Yesterday afternoon I was over at Sweetwater Wetlands for a couple of hours. It was a perfect day for picture taking: the late afternoon sunlight was illuminating the ponds at a nice, low angle, and best of all, there was no one else there. That meant that the birds and animals at the wetlands were slightly less wary than they are when there are multiple observers.
I’d been standing on an observation deck overlooking one of the ponds for about 30 minutes, photographing familiar species, when suddenly, something totally different and unique to me swam across my field of vision. “What on earth is that?” was my immediate reaction as I frantically snapped dozens of photographs.
This was a truly beautiful duck, resplendent with its pale blue bill, it’s gray-lavender flanks and the alternating dark and pale colors on its back.
When the light hit it at just the right angle some of the feathers on its head showed lavender accents as well.

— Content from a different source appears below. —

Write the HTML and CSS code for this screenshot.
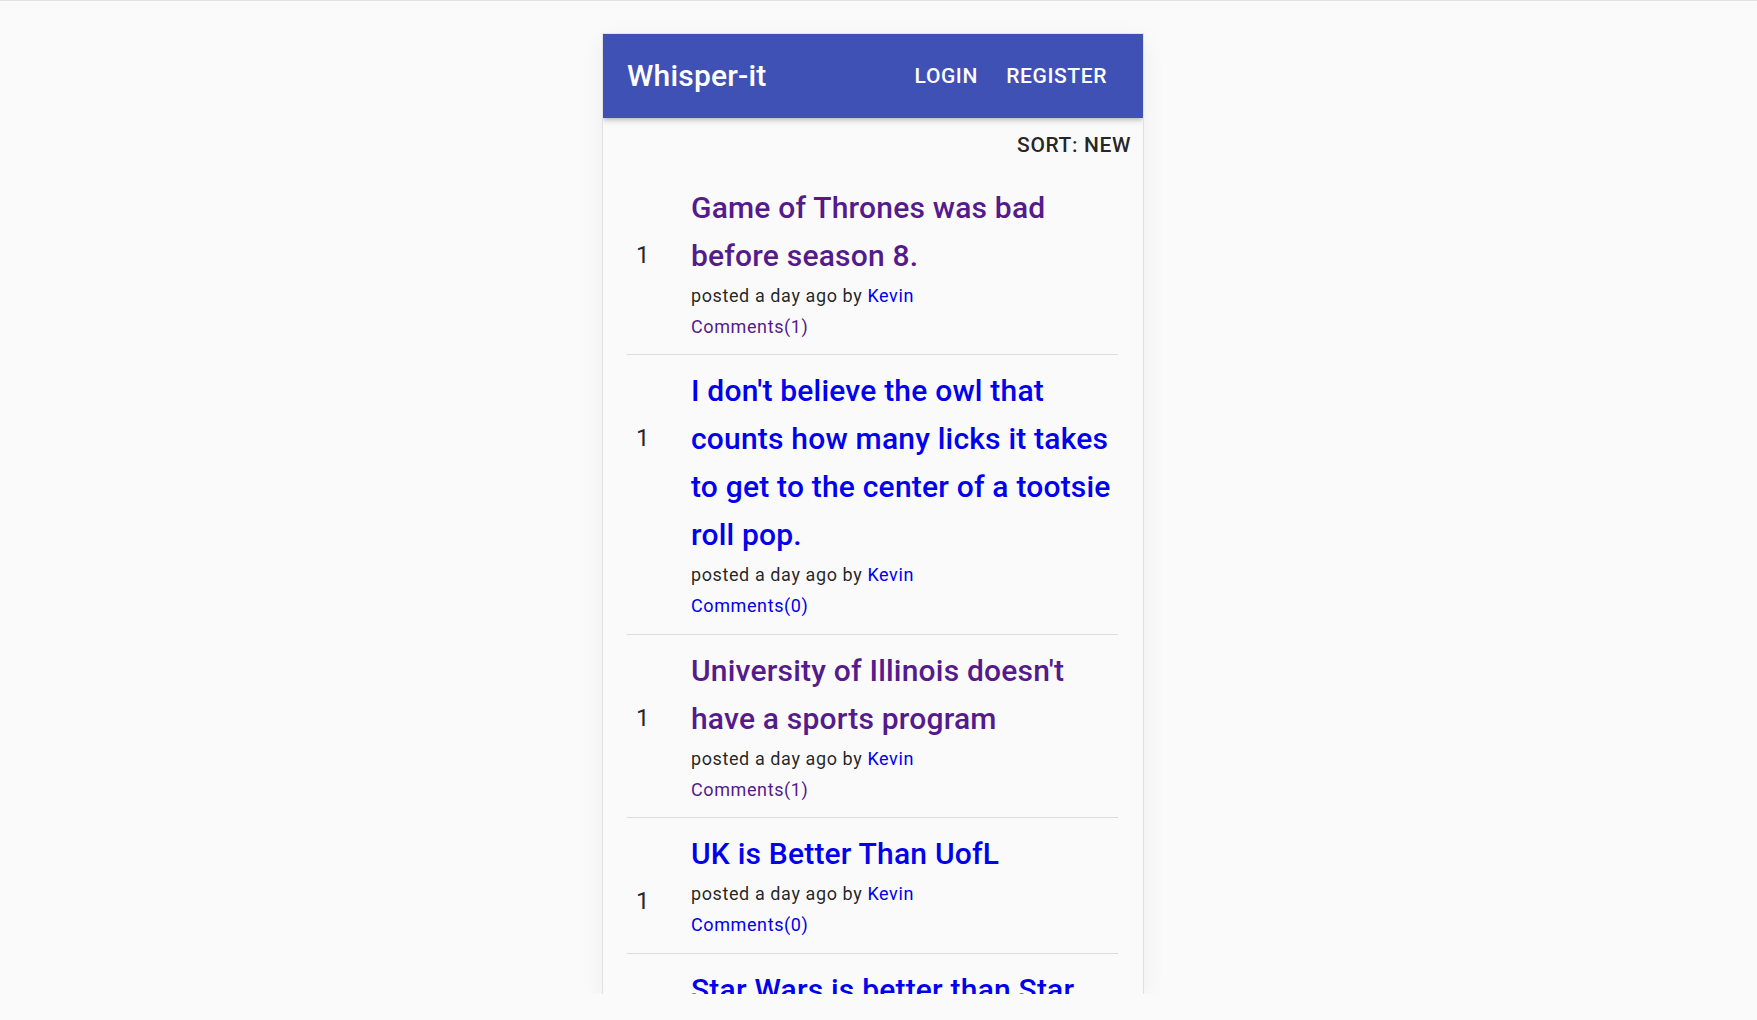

What was it? As soon as I got home I went to the field guides and discovered almost immediately that the bird is a male Northern Pintail, a relatively common dabbling duck. These ducks have a range that more or less duplicates that of Northern Shovelers, summering in the northern states, Canada and Alaska, and wintering in the south and down into Mexico. These birds are easily identifiable by their very long, pointed tails. I realized, after thinking about it, that I’d seen Northern Pintails before, but that I’d never seen them up close. On past occasions I’d seen them flying in formation, high above the wetlands. It was a wonderful thing to finally be able to get a couple of decent photographs of this duck.
Photos taken with a Canon 5Diii, 400 DO, ISO 400, aperture preferred setting. The first photo was taken at f6.3 @ 1/320. The second was made at f6.3 @ 1/500.